What evidently substitutes for the material fact of the world is us—the human perspective, for the horror of the forest and the thunder afloat in the leaves are our impressions, our intrusions on the observation. They are subjective components of experience and not native facts, whatever those facts might ultimately be, if even there are any. It is we who invade the trees with horror and thunder, when we see them—when we feel them. Here is, it appears at first blush, the human naivety arising: the reflex action by which and the intellectual posture with which we measure the truth of things against ourselves, our interests, our values, our needs. The inclusion of the subjective component, of the personal reaction, reveals nothing to us other than ourselves. If we deduct ourselves and our self-fascination from the equation, there is no reason to believe in our emotional impressions, for with regard to the world beyond our minds, we have no reason to think our emotions any more reliable, and many reasons to think them a great deal less dependable, than our sensory perceptions. The thunder is us, our own demands and reactions, and nothing else.


And so, Eliot is right. The mood itself and in itself is nothing whatever. It is Phenomenology in the most demoted sense—not an investigation that retires to the search for first principles, that returns to zero and initiates an attempt to determine what we know and what the prerequisites of knowing are, but a blind, uncritical faith in mere impression, in perception as foundational truth, or the nearest thing we can hope to obtain. And the thunder is nothing more than us yelling back at ourselves.


But that was not the idea of Modernism, not the idea of Mallarmé, for in Mallarmé, there was the idea. The poet who stands as the fount of Modern Art had a philosophy, or pursued one. There was something he was attempting to set down, although clearly he felt the need to alter radically the means by which what he saw could be set down. Mallarmé had a vision and a body of ideas concerning the world—a new vision of the world—a philosophy to which he devoted an enormous amount of time in his attempt to write it out, and the poetry was intended, by all indications, to evoke portions of that vision. The poetic technique was a means to an end, and the end was a meaning, not merely a mood, a state of mind, triggered for the sake of its pleasure.
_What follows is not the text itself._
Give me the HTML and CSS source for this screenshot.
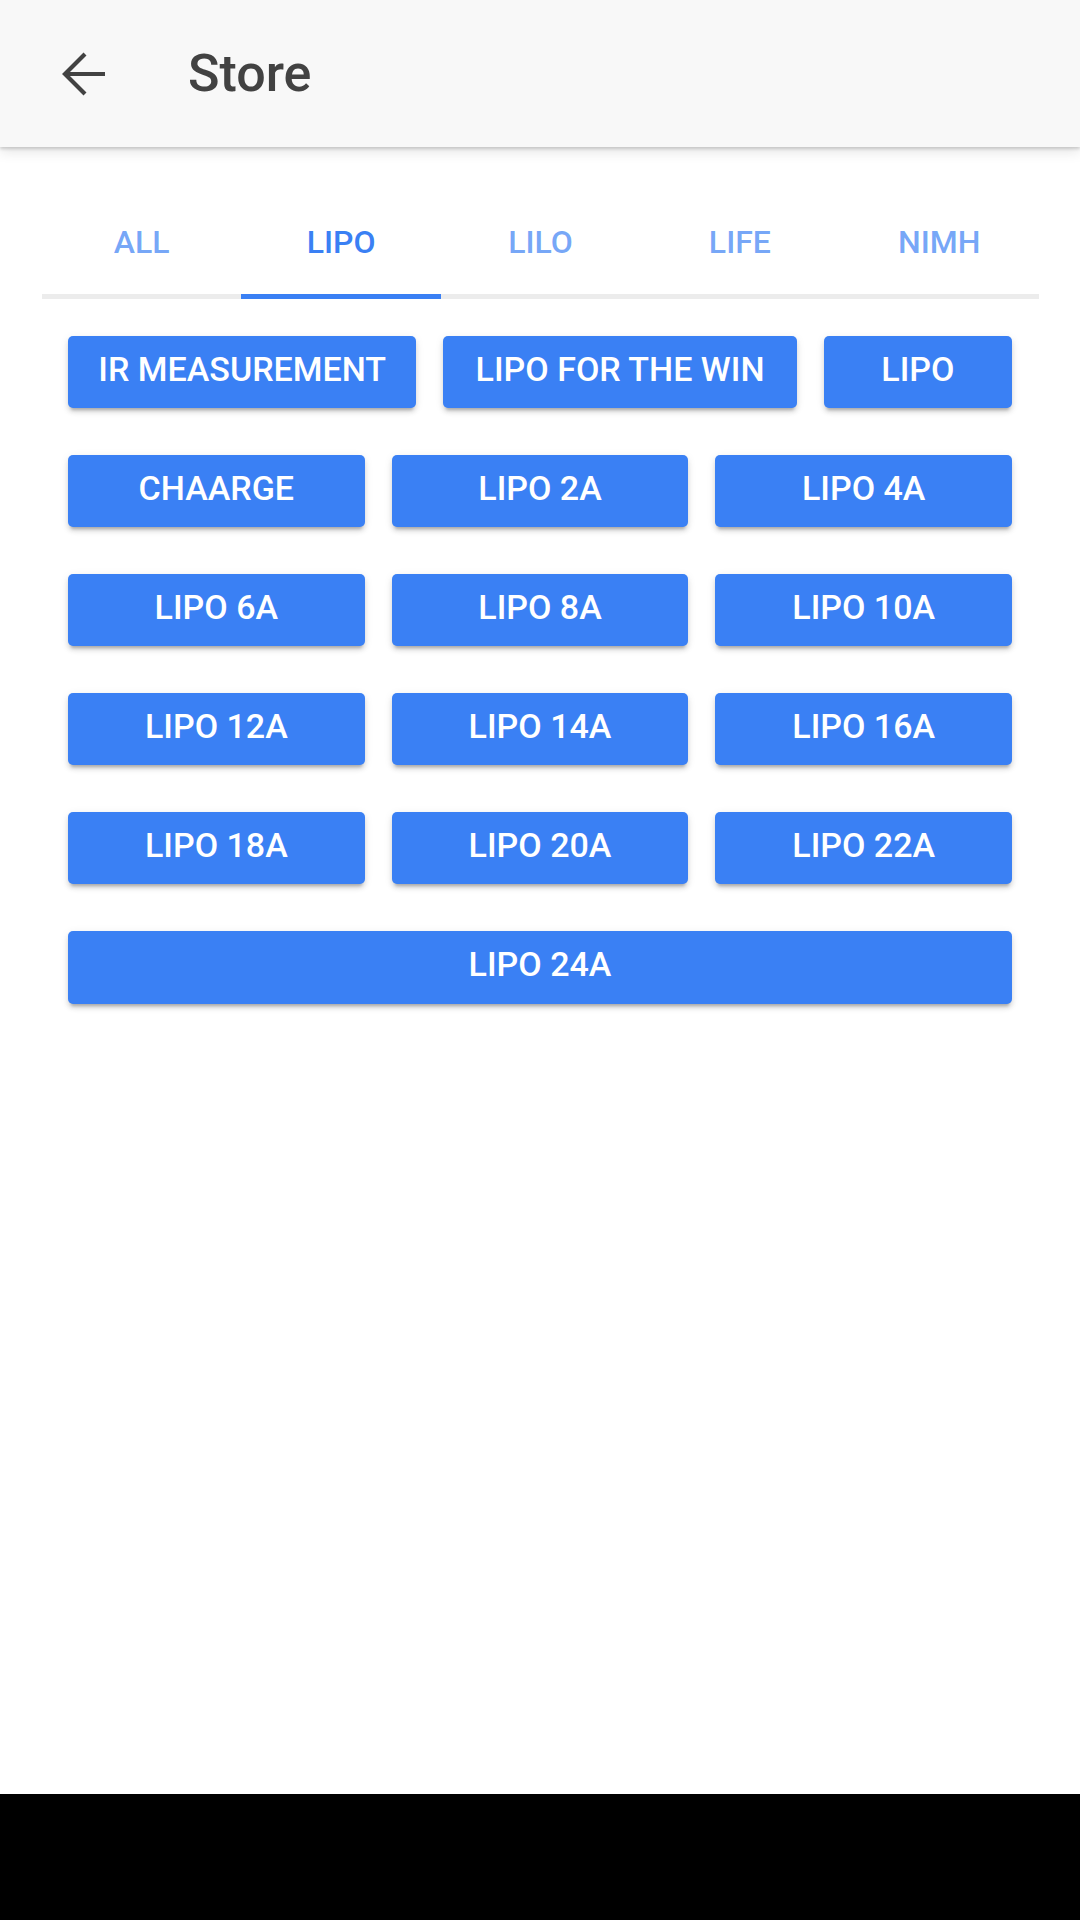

Mallarmé referred to this work presumably of direct exposition as l’oeuvre, and it was not completed. All we have are the notebooks he left behind.
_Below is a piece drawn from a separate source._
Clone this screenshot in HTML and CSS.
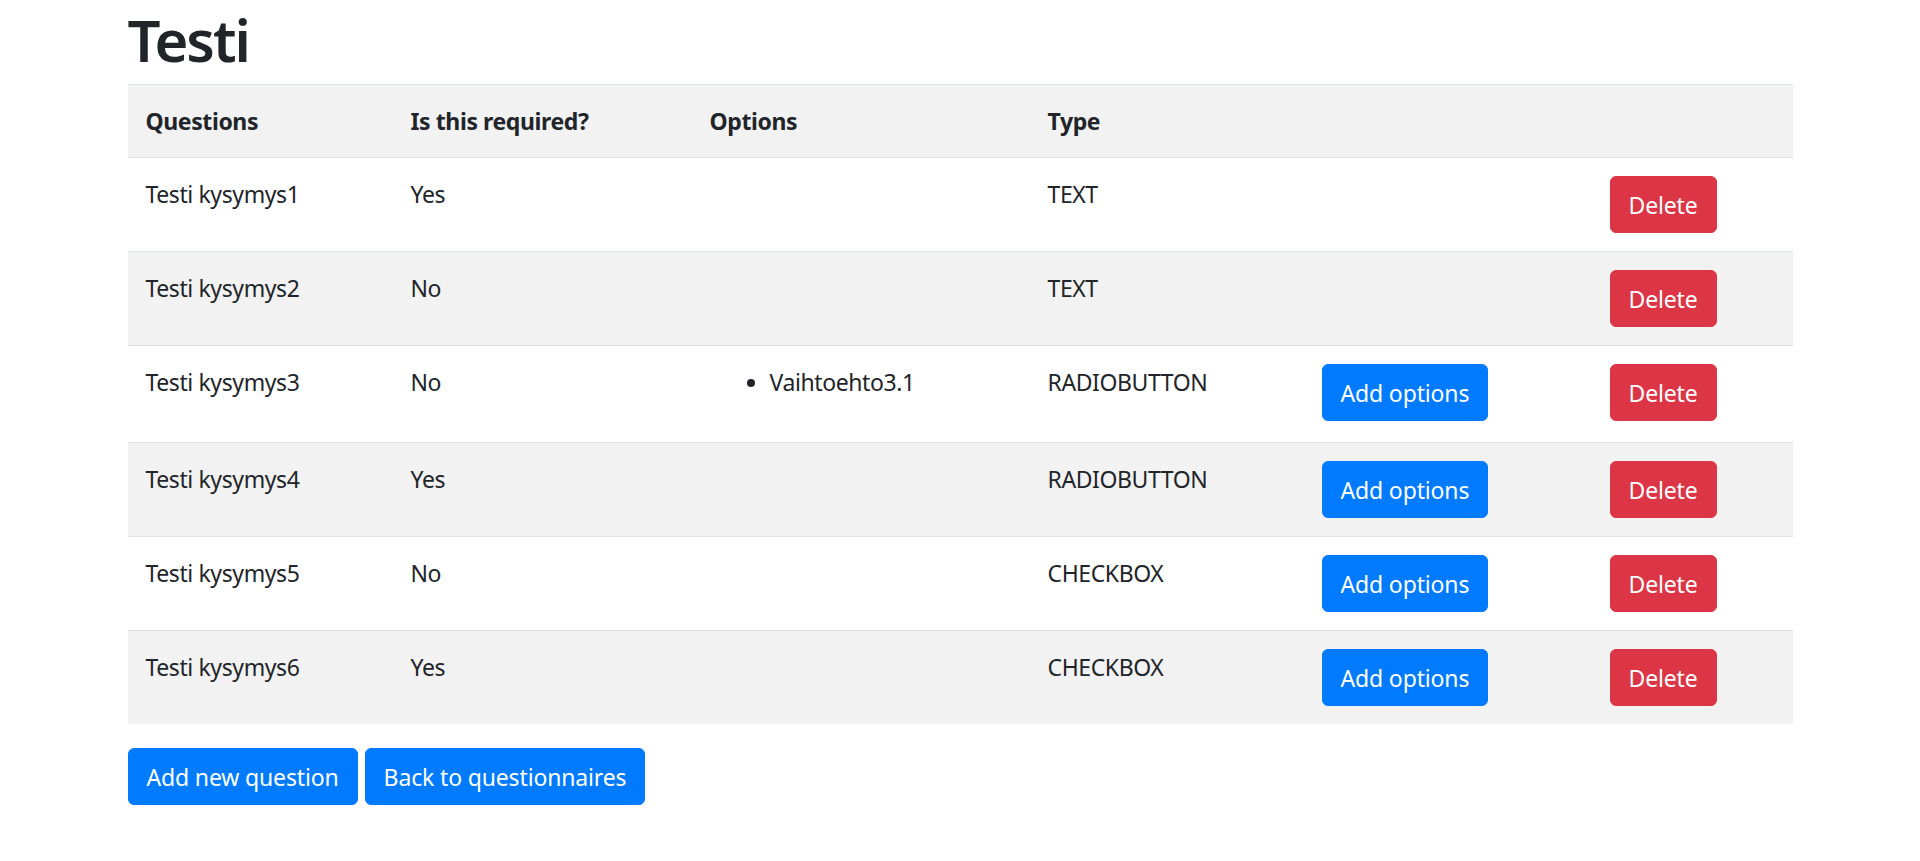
FILE: index.html
```html
<!DOCTYPE html>
<html lang="fi">
<head>
<meta charset="utf-8">
<title>Testi</title>
<link rel="stylesheet" href="styles.css">
</head>
<body>
<div class="container">
  <h1 class="title">Testi</h1>
  <table class="table">
    <colgroup>
      <col class="c1"><col class="c2"><col class="c3"><col class="c4"><col class="c5"><col class="c6">
    </colgroup>
    <tbody>
      <tr class="head">
        <th>Questions</th><th>Is this required?</th><th>Options</th><th>Type</th><th></th><th></th>
      </tr>
      <tr>
        <td>Testi kysymys1</td><td>Yes</td><td></td><td>TEXT</td><td></td>
        <td><button class="btn btn-danger">Delete</button></td>
      </tr>
      <tr class="alt">
        <td>Testi kysymys2</td><td>No</td><td></td><td>TEXT</td><td></td>
        <td><button class="btn btn-danger">Delete</button></td>
      </tr>
      <tr>
        <td>Testi kysymys3</td><td>No</td>
        <td><ul class="opts"><li>Vaihtoehto3.1</li></ul></td>
        <td>RADIOBUTTON</td>
        <td><button class="btn btn-primary">Add options</button></td>
        <td><button class="btn btn-danger">Delete</button></td>
      </tr>
      <tr class="alt">
        <td>Testi kysymys4</td><td>Yes</td><td></td><td>RADIOBUTTON</td>
        <td><button class="btn btn-primary">Add options</button></td>
        <td><button class="btn btn-danger">Delete</button></td>
      </tr>
      <tr>
        <td>Testi kysymys5</td><td>No</td><td></td><td>CHECKBOX</td>
        <td><button class="btn btn-primary">Add options</button></td>
        <td><button class="btn btn-danger">Delete</button></td>
      </tr>
      <tr class="alt">
        <td>Testi kysymys6</td><td>Yes</td><td></td><td>CHECKBOX</td>
        <td><button class="btn btn-primary">Add options</button></td>
        <td><button class="btn btn-danger">Delete</button></td>
      </tr>
    </tbody>
  </table>
  <div class="actions">
    <button class="btn btn-primary">Add new question</button>
    <button class="btn btn-primary">Back to questionnaires</button>
  </div>
</div>
</body>
</html>
```
FILE: styles.css
```css
html, body {
  margin: 0;
  padding: 0;
  background: #fff;
}
body {
  font-family: "Segoe UI", "Noto Sans", "Open Sans", sans-serif;
  font-size: 23px;
  letter-spacing: -0.4px;
  line-height: 36px;
  color: #212529;
}
.container {
  width: 1665px;
  margin: 0 auto;
}
.title {
  margin: 0 0 8px 0;
  padding-top: 4px;
  font-size: 58px;
  line-height: 72px;
  font-weight: 600;
  letter-spacing: -2px;
}
.table {
  width: 1665px;
  border-collapse: collapse;
  table-layout: fixed;
  margin-bottom: 24px;
}
.c1 { width: 265px; }
.c2 { width: 299px; }
.c3 { width: 338px; }
.c4 { width: 274px; }
.c5 { width: 288px; }
.c6 { width: 201px; }
.table th, .table td {
  padding: 18px;
  vertical-align: top;
  border-top: 1px solid #dee2e6;
  text-align: left;
}
.table th {
  font-weight: 700;
}
.head, .alt {
  background: #f2f2f2;
}
.head th {
  border-bottom: 1px solid #dee2e6;
}
.opts {
  margin: 0 0 24px 0;
  padding-left: 60px;
}
.btn {
  display: inline-block;
  font-family: inherit;
  font-size: 23px;
  letter-spacing: -0.15px;
  line-height: 36px;
  padding: 9.5px 18px;
  border: 1px solid transparent;
  border-radius: 6px;
  color: #fff;
  cursor: pointer;
  vertical-align: middle;
}
.btn-primary {
  background: #007bff;
  border-color: #007bff;
}
.btn-danger {
  background: #dc3545;
  border-color: #dc3545;
}
.actions {
  display: flex;
  gap: 7px;
}
```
And so, in the end, Eliot is wrong because he is right—the state in itself is nothing whatever, but the state is not the point, and Eliot’s assault of Valéry is misjudged. The state of mind, the quality of imagination, to be induced by artistic means is itself a portion of the artist’s methodology. Its purpose is to calibrate the reader, to gauge the reader, to make the reader capable of coming upon realizations that then follow naturally. Like the casting of a spell that conjures insights, like a wiping of the glass on perception’s window to sponge away the deluding mists through which we attempt to view the world in which we live, the artist’s effect for Mallarmé, the result of the newly computed aesthetic emotion, is to render us able of clear vision, and what is then to come is an ontological insight, a vision of the truth, not encapsulated in artistic statement but made available by artistic influence, by instilling the poet’s mind into the mind of the reader. Like any poet worthy of the title, Mallarmé is not attempting to say what he means. He is trying to show us what he means, or, rather, he is trying to make us adept of seeing for ourselves what it is he sees.